Chemogenomic profiling to understand the antifungal action of a bioactive aurone compound

Every year, more than 250,000 invasive candidiasis infections are reported with 50,000 deaths worldwide. The limited number of antifungal agents necessitates the need for alternative antifungals with potential novel targets. The 2-benzylidenebenzofuran-3-(2H)-ones have become an attractive scaffold for antifungal drug design. This study aimed to determine the antifungal activity of a synthetic aurone compound and characterize its mode of action.
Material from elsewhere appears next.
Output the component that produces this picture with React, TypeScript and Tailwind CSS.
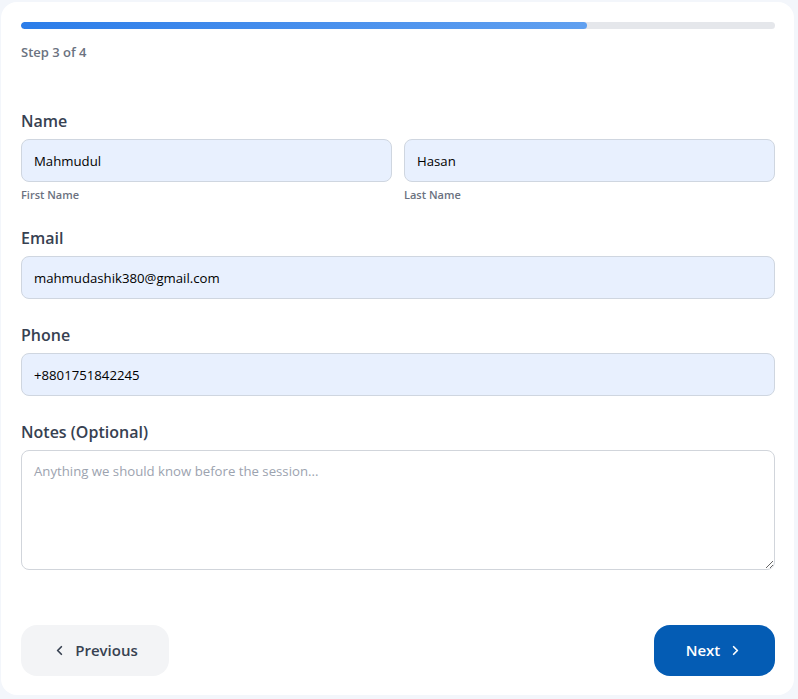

Using the broth microdilution method, aurone SH1009 exhibited inhibition against C. albicans, including resistant isolates, as well as C. glabrata, and C. tropicalis with IC50 values of 4-29 μM. Cytotoxicity assays using human THP-1, HepG2, and A549 human cell lines showed selective toxicity toward fungal cells. The mode of action for SH1009 was characterized using chemical-genetic interaction via haploinsufficiency (HIP) and homozygous (HOP) profiling of a uniquely barcoded Saccharomyces cerevisiae mutant collection. Approximately 5300 mutants were competitively treated with SH1009 followed by DNA extraction, amplification of unique barcodes, and quantification of each mutant using multiplexed next-generation sequencing. Barcode post-sequencing analysis revealed 238 sensitive and resistant mutants that significantly (FDR P values ≤ 0.05) responded to aurone SH1009. The enrichment analysis of KEGG pathways and gene ontology demonstrated the cell cycle pathway as the most significantly enriched pathway along with DNA replication, cell division, actin cytoskeleton organization, and endocytosis. Phenotypic studies of these significantly enriched responses were validated in C. albicans. Flow cytometric analysis of SH1009-treated C. albicans revealed a significant accumulation of cells in G1 phase, indicating cell cycle arrest. Fluorescence microscopy detected abnormally interrupted actin dynamics, resulting in enlarged, unbudded cells. RT-qPCR confirmed the effects of SH1009 in differentially expressed cell cycle, actin polymerization, and signal transduction genes. These findings indicate the target of SH1009 as a cell cycle-dependent organization of the actin cytoskeleton, suggesting a novel mode of action of the aurone compound as an antifungal inhibitor.